Ralph will benefit from the strong foundation that Ed Macias has built in Arts & Sciences, and he will be a key leader in implementing plans for the future that have been developed. I am grateful to Ralph for agreeing to serve Washington University in this significant way.”
Quatrano, who came to Washington University in 1998 to chair the biology department, oversees one of the nation’s most highly regarded biology departments with exceptional strengths in a number of areas including the plant sciences. He directed the hiring of 12 new faculty members as chair and recently served as Director of the Division of Biology and Biomedical Sciences.
His research group, comprising graduate students and post-doctoral researchers, often collaborates with Washington University School of Medicine researchers as well as with scientists from Monsanto and the Donald Danforth Plant Science Center.
He is internationally known for his work on model plant systems to elucidate the molecular and cellular mechanisms controlling seed development and how cells acquire polarity. More recently he has used the moss Physcomitrella patens to study the mechanism of drought tolerance and took a leadership role in a consortium of more than 100 international researchers and the Joint Genome Institute of the Department of Energy to sequence and annotate the moss genome. This latter effort culminated in a major publication earlier this year in Science with Quatrano as corresponding author.
Since 1970, Quatrano has been a visiting professor or investigator at five different institutions, including most recently the University of Naples, Cambridge University, and the University of Leeds as well as with Stanford University and the University of Washington. He has given invited seminars at institutions worldwide and has published more than 160 research papers.

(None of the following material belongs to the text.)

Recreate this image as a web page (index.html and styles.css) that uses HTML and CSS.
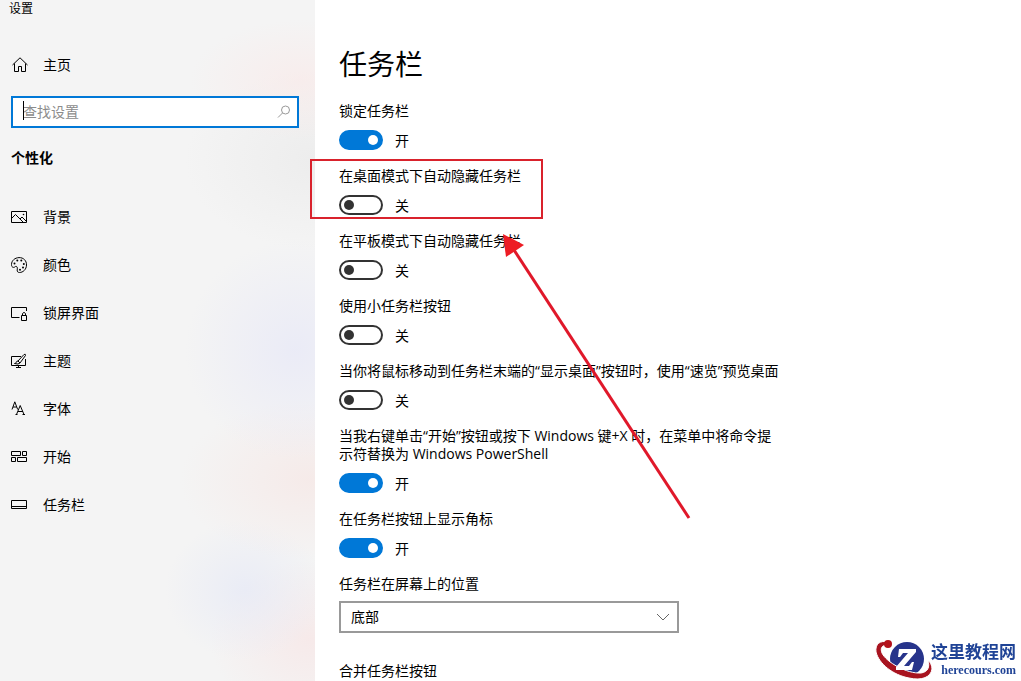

He has won teaching awards at the undergraduate and graduate levels and has mentored 20 graduate students and 40 postdoctoral fellows and visiting scientists.
From 1986-89, Quatrano was research manager in molecular biology for DuPont Co., Wilmington Del.
From 1968-1986, Quatrano was a faculty member in botany at Oregon State University, Corvallis. His last two years there he founded and directed the University’s Center for Gene Research and Biotechnology.
He was editor-in-chief of the journal, The Plant Cell, the premier journal of plant biology, elected president of the American Society of Plant Biology, a member of the Advisory Committee for Biological Sciences for the National Science Foundation until 2001, the Scientific Advisory Committee of the Rockefeller Foundation International Program on Rice Biotechnology, and from 1991-98 he was Member on the Board of Reviewing Editors for Science magazine, the publication of the American Association for the Advancement of Science (AAAS).
He is a Fellow of the AAAS and the St. Louis Academy of Science as well as an inaugural fellow of the American Society of Plant Biology.
Quatrano earned his bachelor’s in botany with honors from Colgate University in 1962; his master’s in botany from Ohio University, Athens, in 1964; and his doctorate in biology from Yale University in 1968.